* begin *

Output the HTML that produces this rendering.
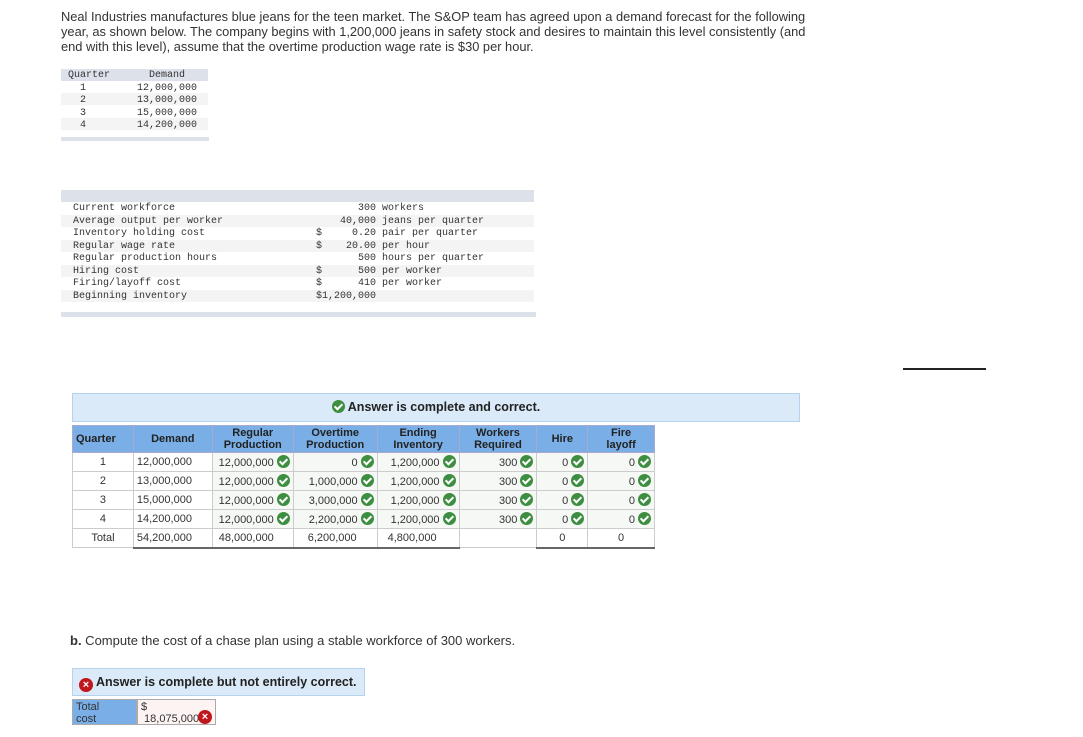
<!DOCTYPE html>
<html><head><style>
*{margin:0;padding:0;box-sizing:border-box}
body{width:1083px;height:737px;background:#fff;font-family:"Liberation Sans",sans-serif;color:#333;position:relative;overflow:hidden}
.a{position:absolute}
.mono{font-family:"Liberation Mono",monospace;font-size:10px;color:#333}
.intro{left:61px;top:9px;width:760px;font-size:12.85px;line-height:15px;color:#333}
.ck{display:inline-block;width:13px;height:13px;border-radius:50%;background:#3e8e41;vertical-align:-2px;margin-left:3px;position:relative}
.ck:after{content:"";position:absolute;left:4px;top:2px;width:3px;height:6px;border:solid #fff;border-width:0 2px 2px 0;transform:rotate(45deg)}
.x{display:inline-block;width:14px;height:14px;border-radius:50%;background:#c0171d;color:#fff;font-size:11px;font-weight:bold;text-align:center;line-height:14px;vertical-align:-2px}
table.t{border-collapse:collapse;font-size:11px;color:#333}
table.t td,table.t th{height:19px;border:1px solid #ccc;padding:0 3px;white-space:nowrap}
table.t th{background:#7aaee6;color:#222;font-weight:bold;line-height:12px;height:27px;border-color:#aac}
.r{text-align:right}.c{text-align:center}
.g{background:#f5f8f5}
</style></head><body>
<div class="a intro">Neal Industries manufactures blue jeans for the teen market. The S&amp;OP team has agreed upon a demand forecast for the following year, as shown below. The company begins with 1,200,000 jeans in safety stock and desires to maintain this level consistently (and end with this level), assume that the overtime production wage rate is $30 per hour.</div>

<div class="a" style="left:61px;top:69px;width:147px;height:12px;background:#dde1e9"></div>
<div class="a" style="left:61px;top:93px;width:147px;height:12px;background:#f4f4f4"></div>
<div class="a" style="left:61px;top:118px;width:147px;height:12px;background:#f4f4f4"></div>
<div class="a mono" style="left:68px;top:70px;line-height:12.5px">Quarter<br>&nbsp;&nbsp;1<br>&nbsp;&nbsp;2<br>&nbsp;&nbsp;3<br>&nbsp;&nbsp;4</div>
<div class="a mono" style="left:137px;top:70px;line-height:12.5px">&nbsp;&nbsp;Demand<br>12,000,000<br>13,000,000<br>15,000,000<br>14,200,000</div>
<div class="a" style="left:61px;top:137px;width:148px;height:4px;background:#dde1e9"></div>

<div class="a" style="left:61px;top:190px;width:473px;height:12px;background:#dde1e9"></div>
<div class="a" style="left:61px;top:215px;width:473px;height:12px;background:#f4f4f4"></div>
<div class="a" style="left:61px;top:240px;width:473px;height:12px;background:#f4f4f4"></div>
<div class="a" style="left:61px;top:265px;width:473px;height:12px;background:#f4f4f4"></div>
<div class="a" style="left:61px;top:290px;width:473px;height:12px;background:#f4f4f4"></div>
<div class="a mono" style="left:73px;top:203px;line-height:12.5px;white-space:pre">Current workforce
Average output per worker
Inventory holding cost
Regular wage rate
Regular production hours
Hiring cost
Firing/layoff cost
Beginning inventory</div>
<div class="a mono" style="left:316px;top:203px;line-height:12.5px;white-space:pre">       300 workers
    40,000 jeans per quarter
$     0.20 pair per quarter
$    20.00 per hour
       500 hours per quarter
$      500 per worker
$      410 per worker
$1,200,000</div>
<div class="a" style="left:61px;top:312px;width:475px;height:5px;background:#dde1e9"></div>

<div class="a" style="left:903px;top:368px;width:83px;height:2px;background:#222"></div>

<div class="a" style="left:72px;top:393px;width:728px;height:29px;background:#dbeaf8;border:1px solid #b5d3ee;text-align:center;font-weight:bold;font-size:12.5px;line-height:27px;color:#222"><span class="ck" style="margin:0 3px 0 0"></span>Answer is complete and correct.</div>

<table class="t a" style="left:72px;top:425px;width:583px">
<colgroup><col style="width:61px"><col style="width:79px"><col style="width:81px"><col style="width:84px"><col style="width:82px"><col style="width:78px"><col style="width:51px"><col style="width:67px"></colgroup>
<tr><th style="text-align:left">Quarter</th><th>Demand</th><th>Regular<br>Production</th><th>Overtime<br>Production</th><th>Ending<br>Inventory</th><th>Workers<br>Required</th><th>Hire</th><th>Fire<br>layoff</th></tr>
<tr><td class="c">1</td><td>12,000,000</td><td class="r g">12,000,000<span class="ck"></span></td><td class="r g">0<span class="ck"></span></td><td class="r g">1,200,000<span class="ck"></span></td><td class="r g">300<span class="ck"></span></td><td class="r g">0<span class="ck"></span></td><td class="r g">0<span class="ck"></span></td></tr>
<tr><td class="c">2</td><td>13,000,000</td><td class="r g">12,000,000<span class="ck"></span></td><td class="r g">1,000,000<span class="ck"></span></td><td class="r g">1,200,000<span class="ck"></span></td><td class="r g">300<span class="ck"></span></td><td class="r g">0<span class="ck"></span></td><td class="r g">0<span class="ck"></span></td></tr>
<tr><td class="c">3</td><td>15,000,000</td><td class="r g">12,000,000<span class="ck"></span></td><td class="r g">3,000,000<span class="ck"></span></td><td class="r g">1,200,000<span class="ck"></span></td><td class="r g">300<span class="ck"></span></td><td class="r g">0<span class="ck"></span></td><td class="r g">0<span class="ck"></span></td></tr>
<tr><td class="c">4</td><td>14,200,000</td><td class="r g">12,000,000<span class="ck"></span></td><td class="r g">2,200,000<span class="ck"></span></td><td class="r g">1,200,000<span class="ck"></span></td><td class="r g">300<span class="ck"></span></td><td class="r g">0<span class="ck"></span></td><td class="r g">0<span class="ck"></span></td></tr>
<tr><td class="c">Total</td><td style="border-bottom:2px solid #666">54,200,000</td><td style="padding-left:6px;border-bottom:2px solid #666">48,000,000</td><td style="padding-left:14px;border-bottom:2px solid #666">6,200,000</td><td style="padding-left:10px;border-bottom:2px solid #666">4,800,000</td><td></td><td class="c" style="border-bottom:2px solid #666">0</td><td class="c" style="border-bottom:2px solid #666">0</td></tr>
</table>

<div class="a" style="left:70px;top:633px;font-size:13px;color:#333"><b>b.</b> Compute the cost of a chase plan using a stable workforce of 300 workers.</div>

<div class="a" style="left:72px;top:668px;width:293px;height:28px;background:#dbeaf8;border:1px solid #b5d3ee;font-weight:bold;font-size:12.5px;line-height:26px;color:#222;padding-left:6px"><span class="x" style="margin-right:3px">×</span>Answer is complete but not entirely correct.</div>
<div class="a" style="left:72px;top:699px;width:65px;height:26px;background:#7aaee6;border:1px solid #aaa;font-size:11px;line-height:12px;padding:1px 3px;color:#333">Total<br>cost</div>
<div class="a" style="left:137px;top:699px;width:79px;height:26px;background:#fdf3f3;border:1px solid #aaa;font-size:11px;line-height:12px;padding:1px 3px;color:#333">$<br>&nbsp;18,075,000</div>
<div class="a" style="left:198px;top:705px"><span class="x">×</span></div>
</body></html>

* end *

> [What you have to do]: Write out the data precisely as given, excluding the pictures.

> [Result below]:
Output the HTML that produces this rendering.
<!DOCTYPE html>
<html><head><style>
*{margin:0;padding:0;box-sizing:border-box}
body{width:1083px;height:737px;background:#fff;font-family:"Liberation Sans",sans-serif;color:#333;position:relative;overflow:hidden}
.a{position:absolute}
.mono{font-family:"Liberation Mono",monospace;font-size:10px;color:#333}
.intro{left:61px;top:9px;width:760px;font-size:12.85px;line-height:15px;color:#333}
.ck{display:inline-block;width:13px;height:13px;border-radius:50%;background:#3e8e41;vertical-align:-2px;margin-left:3px;position:relative}
.ck:after{content:"";position:absolute;left:4px;top:2px;width:3px;height:6px;border:solid #fff;border-width:0 2px 2px 0;transform:rotate(45deg)}
.x{display:inline-block;width:14px;height:14px;border-radius:50%;background:#c0171d;color:#fff;font-size:11px;font-weight:bold;text-align:center;line-height:14px;vertical-align:-2px}
table.t{border-collapse:collapse;font-size:11px;color:#333}
table.t td,table.t th{height:19px;border:1px solid #ccc;padding:0 3px;white-space:nowrap}
table.t th{background:#7aaee6;color:#222;font-weight:bold;line-height:12px;height:27px;border-color:#aac}
.r{text-align:right}.c{text-align:center}
.g{background:#f5f8f5}
</style></head><body>
<div class="a intro">Neal Industries manufactures blue jeans for the teen market. The S&amp;OP team has agreed upon a demand forecast for the following year, as shown below. The company begins with 1,200,000 jeans in safety stock and desires to maintain this level consistently (and end with this level), assume that the overtime production wage rate is $30 per hour.</div>

<div class="a" style="left:61px;top:69px;width:147px;height:12px;background:#dde1e9"></div>
<div class="a" style="left:61px;top:93px;width:147px;height:12px;background:#f4f4f4"></div>
<div class="a" style="left:61px;top:118px;width:147px;height:12px;background:#f4f4f4"></div>
<div class="a mono" style="left:68px;top:70px;line-height:12.5px">Quarter<br>&nbsp;&nbsp;1<br>&nbsp;&nbsp;2<br>&nbsp;&nbsp;3<br>&nbsp;&nbsp;4</div>
<div class="a mono" style="left:137px;top:70px;line-height:12.5px">&nbsp;&nbsp;Demand<br>12,000,000<br>13,000,000<br>15,000,000<br>14,200,000</div>
<div class="a" style="left:61px;top:137px;width:148px;height:4px;background:#dde1e9"></div>

<div class="a" style="left:61px;top:190px;width:473px;height:12px;background:#dde1e9"></div>
<div class="a" style="left:61px;top:215px;width:473px;height:12px;background:#f4f4f4"></div>
<div class="a" style="left:61px;top:240px;width:473px;height:12px;background:#f4f4f4"></div>
<div class="a" style="left:61px;top:265px;width:473px;height:12px;background:#f4f4f4"></div>
<div class="a" style="left:61px;top:290px;width:473px;height:12px;background:#f4f4f4"></div>
<div class="a mono" style="left:73px;top:203px;line-height:12.5px;white-space:pre">Current workforce
Average output per worker
Inventory holding cost
Regular wage rate
Regular production hours
Hiring cost
Firing/layoff cost
Beginning inventory</div>
<div class="a mono" style="left:316px;top:203px;line-height:12.5px;white-space:pre">       300 workers
    40,000 jeans per quarter
$     0.20 pair per quarter
$    20.00 per hour
       500 hours per quarter
$      500 per worker
$      410 per worker
$1,200,000</div>
<div class="a" style="left:61px;top:312px;width:475px;height:5px;background:#dde1e9"></div>

<div class="a" style="left:903px;top:368px;width:83px;height:2px;background:#222"></div>

<div class="a" style="left:72px;top:393px;width:728px;height:29px;background:#dbeaf8;border:1px solid #b5d3ee;text-align:center;font-weight:bold;font-size:12.5px;line-height:27px;color:#222"><span class="ck" style="margin:0 3px 0 0"></span>Answer is complete and correct.</div>

<table class="t a" style="left:72px;top:425px;width:583px">
<colgroup><col style="width:61px"><col style="width:79px"><col style="width:81px"><col style="width:84px"><col style="width:82px"><col style="width:78px"><col style="width:51px"><col style="width:67px"></colgroup>
<tr><th style="text-align:left">Quarter</th><th>Demand</th><th>Regular<br>Production</th><th>Overtime<br>Production</th><th>Ending<br>Inventory</th><th>Workers<br>Required</th><th>Hire</th><th>Fire<br>layoff</th></tr>
<tr><td class="c">1</td><td>12,000,000</td><td class="r g">12,000,000<span class="ck"></span></td><td class="r g">0<span class="ck"></span></td><td class="r g">1,200,000<span class="ck"></span></td><td class="r g">300<span class="ck"></span></td><td class="r g">0<span class="ck"></span></td><td class="r g">0<span class="ck"></span></td></tr>
<tr><td class="c">2</td><td>13,000,000</td><td class="r g">12,000,000<span class="ck"></span></td><td class="r g">1,000,000<span class="ck"></span></td><td class="r g">1,200,000<span class="ck"></span></td><td class="r g">300<span class="ck"></span></td><td class="r g">0<span class="ck"></span></td><td class="r g">0<span class="ck"></span></td></tr>
<tr><td class="c">3</td><td>15,000,000</td><td class="r g">12,000,000<span class="ck"></span></td><td class="r g">3,000,000<span class="ck"></span></td><td class="r g">1,200,000<span class="ck"></span></td><td class="r g">300<span class="ck"></span></td><td class="r g">0<span class="ck"></span></td><td class="r g">0<span class="ck"></span></td></tr>
<tr><td class="c">4</td><td>14,200,000</td><td class="r g">12,000,000<span class="ck"></span></td><td class="r g">2,200,000<span class="ck"></span></td><td class="r g">1,200,000<span class="ck"></span></td><td class="r g">300<span class="ck"></span></td><td class="r g">0<span class="ck"></span></td><td class="r g">0<span class="ck"></span></td></tr>
<tr><td class="c">Total</td><td style="border-bottom:2px solid #666">54,200,000</td><td style="padding-left:6px;border-bottom:2px solid #666">48,000,000</td><td style="padding-left:14px;border-bottom:2px solid #666">6,200,000</td><td style="padding-left:10px;border-bottom:2px solid #666">4,800,000</td><td></td><td class="c" style="border-bottom:2px solid #666">0</td><td class="c" style="border-bottom:2px solid #666">0</td></tr>
</table>

<div class="a" style="left:70px;top:633px;font-size:13px;color:#333"><b>b.</b> Compute the cost of a chase plan using a stable workforce of 300 workers.</div>

<div class="a" style="left:72px;top:668px;width:293px;height:28px;background:#dbeaf8;border:1px solid #b5d3ee;font-weight:bold;font-size:12.5px;line-height:26px;color:#222;padding-left:6px"><span class="x" style="margin-right:3px">×</span>Answer is complete but not entirely correct.</div>
<div class="a" style="left:72px;top:699px;width:65px;height:26px;background:#7aaee6;border:1px solid #aaa;font-size:11px;line-height:12px;padding:1px 3px;color:#333">Total<br>cost</div>
<div class="a" style="left:137px;top:699px;width:79px;height:26px;background:#fdf3f3;border:1px solid #aaa;font-size:11px;line-height:12px;padding:1px 3px;color:#333">$<br>&nbsp;18,075,000</div>
<div class="a" style="left:198px;top:705px"><span class="x">×</span></div>
</body></html>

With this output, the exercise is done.